## Stated task:
Restate the material word for word and leave out anything that is a picture.

## Dataset section:
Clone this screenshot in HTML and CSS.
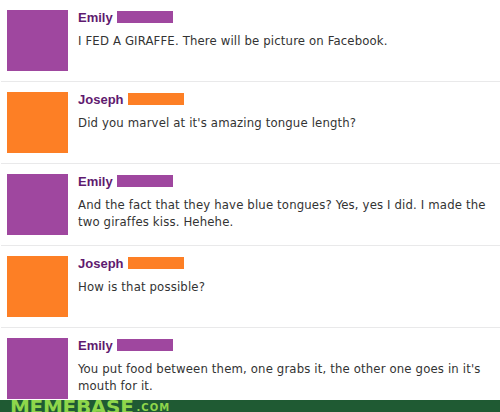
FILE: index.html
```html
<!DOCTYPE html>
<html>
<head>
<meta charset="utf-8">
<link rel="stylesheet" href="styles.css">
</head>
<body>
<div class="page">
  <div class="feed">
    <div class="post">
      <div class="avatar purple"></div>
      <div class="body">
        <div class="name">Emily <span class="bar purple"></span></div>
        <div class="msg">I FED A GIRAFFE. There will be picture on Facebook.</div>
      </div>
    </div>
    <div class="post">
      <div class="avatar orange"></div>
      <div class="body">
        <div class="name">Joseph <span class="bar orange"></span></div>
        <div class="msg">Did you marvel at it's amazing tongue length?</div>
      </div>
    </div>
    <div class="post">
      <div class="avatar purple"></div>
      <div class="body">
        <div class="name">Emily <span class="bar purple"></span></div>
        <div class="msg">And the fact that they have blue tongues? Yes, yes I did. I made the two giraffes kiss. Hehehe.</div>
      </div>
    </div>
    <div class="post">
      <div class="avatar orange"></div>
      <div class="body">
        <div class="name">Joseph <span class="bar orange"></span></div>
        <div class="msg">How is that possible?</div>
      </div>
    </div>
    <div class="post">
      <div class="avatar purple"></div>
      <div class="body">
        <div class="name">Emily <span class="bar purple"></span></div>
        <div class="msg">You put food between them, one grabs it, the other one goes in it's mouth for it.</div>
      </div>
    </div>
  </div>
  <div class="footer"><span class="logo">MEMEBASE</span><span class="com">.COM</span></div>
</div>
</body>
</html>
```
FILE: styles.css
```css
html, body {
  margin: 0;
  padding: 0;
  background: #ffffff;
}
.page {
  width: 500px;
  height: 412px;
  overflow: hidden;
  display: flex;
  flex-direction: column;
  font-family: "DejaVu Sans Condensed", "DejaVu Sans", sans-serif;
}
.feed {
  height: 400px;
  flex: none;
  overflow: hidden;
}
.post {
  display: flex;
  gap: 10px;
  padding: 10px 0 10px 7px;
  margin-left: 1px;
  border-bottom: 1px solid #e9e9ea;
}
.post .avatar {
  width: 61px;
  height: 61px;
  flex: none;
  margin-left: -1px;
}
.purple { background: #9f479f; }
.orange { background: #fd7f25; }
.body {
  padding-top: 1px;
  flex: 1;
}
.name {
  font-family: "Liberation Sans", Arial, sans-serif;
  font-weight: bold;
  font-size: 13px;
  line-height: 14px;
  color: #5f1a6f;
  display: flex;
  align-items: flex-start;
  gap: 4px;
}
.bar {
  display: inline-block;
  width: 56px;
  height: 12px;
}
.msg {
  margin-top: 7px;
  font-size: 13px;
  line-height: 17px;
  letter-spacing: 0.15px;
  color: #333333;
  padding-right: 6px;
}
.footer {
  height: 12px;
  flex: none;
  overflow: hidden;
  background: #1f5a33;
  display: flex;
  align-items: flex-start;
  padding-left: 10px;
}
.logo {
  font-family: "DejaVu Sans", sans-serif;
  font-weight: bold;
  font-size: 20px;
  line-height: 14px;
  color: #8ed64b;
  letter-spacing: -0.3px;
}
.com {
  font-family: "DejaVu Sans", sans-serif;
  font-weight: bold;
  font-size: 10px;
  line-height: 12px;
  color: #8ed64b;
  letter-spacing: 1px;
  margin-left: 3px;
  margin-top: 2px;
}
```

## Finished exercise:
Clone this screenshot in HTML and CSS.
FILE: index.html
```html
<!DOCTYPE html>
<html>
<head>
<meta charset="utf-8">
<link rel="stylesheet" href="styles.css">
</head>
<body>
<div class="page">
  <div class="feed">
    <div class="post">
      <div class="avatar purple"></div>
      <div class="body">
        <div class="name">Emily <span class="bar purple"></span></div>
        <div class="msg">I FED A GIRAFFE. There will be picture on Facebook.</div>
      </div>
    </div>
    <div class="post">
      <div class="avatar orange"></div>
      <div class="body">
        <div class="name">Joseph <span class="bar orange"></span></div>
        <div class="msg">Did you marvel at it's amazing tongue length?</div>
      </div>
    </div>
    <div class="post">
      <div class="avatar purple"></div>
      <div class="body">
        <div class="name">Emily <span class="bar purple"></span></div>
        <div class="msg">And the fact that they have blue tongues? Yes, yes I did. I made the two giraffes kiss. Hehehe.</div>
      </div>
    </div>
    <div class="post">
      <div class="avatar orange"></div>
      <div class="body">
        <div class="name">Joseph <span class="bar orange"></span></div>
        <div class="msg">How is that possible?</div>
      </div>
    </div>
    <div class="post">
      <div class="avatar purple"></div>
      <div class="body">
        <div class="name">Emily <span class="bar purple"></span></div>
        <div class="msg">You put food between them, one grabs it, the other one goes in it's mouth for it.</div>
      </div>
    </div>
  </div>
  <div class="footer"><span class="logo">MEMEBASE</span><span class="com">.COM</span></div>
</div>
</body>
</html>
```
FILE: styles.css
```css
html, body {
  margin: 0;
  padding: 0;
  background: #ffffff;
}
.page {
  width: 500px;
  height: 412px;
  overflow: hidden;
  display: flex;
  flex-direction: column;
  font-family: "DejaVu Sans Condensed", "DejaVu Sans", sans-serif;
}
.feed {
  height: 400px;
  flex: none;
  overflow: hidden;
}
.post {
  display: flex;
  gap: 10px;
  padding: 10px 0 10px 7px;
  margin-left: 1px;
  border-bottom: 1px solid #e9e9ea;
}
.post .avatar {
  width: 61px;
  height: 61px;
  flex: none;
  margin-left: -1px;
}
.purple { background: #9f479f; }
.orange { background: #fd7f25; }
.body {
  padding-top: 1px;
  flex: 1;
}
.name {
  font-family: "Liberation Sans", Arial, sans-serif;
  font-weight: bold;
  font-size: 13px;
  line-height: 14px;
  color: #5f1a6f;
  display: flex;
  align-items: flex-start;
  gap: 4px;
}
.bar {
  display: inline-block;
  width: 56px;
  height: 12px;
}
.msg {
  margin-top: 7px;
  font-size: 13px;
  line-height: 17px;
  letter-spacing: 0.15px;
  color: #333333;
  padding-right: 6px;
}
.footer {
  height: 12px;
  flex: none;
  overflow: hidden;
  background: #1f5a33;
  display: flex;
  align-items: flex-start;
  padding-left: 10px;
}
.logo {
  font-family: "DejaVu Sans", sans-serif;
  font-weight: bold;
  font-size: 20px;
  line-height: 14px;
  color: #8ed64b;
  letter-spacing: -0.3px;
}
.com {
  font-family: "DejaVu Sans", sans-serif;
  font-weight: bold;
  font-size: 10px;
  line-height: 12px;
  color: #8ed64b;
  letter-spacing: 1px;
  margin-left: 3px;
  margin-top: 2px;
}
```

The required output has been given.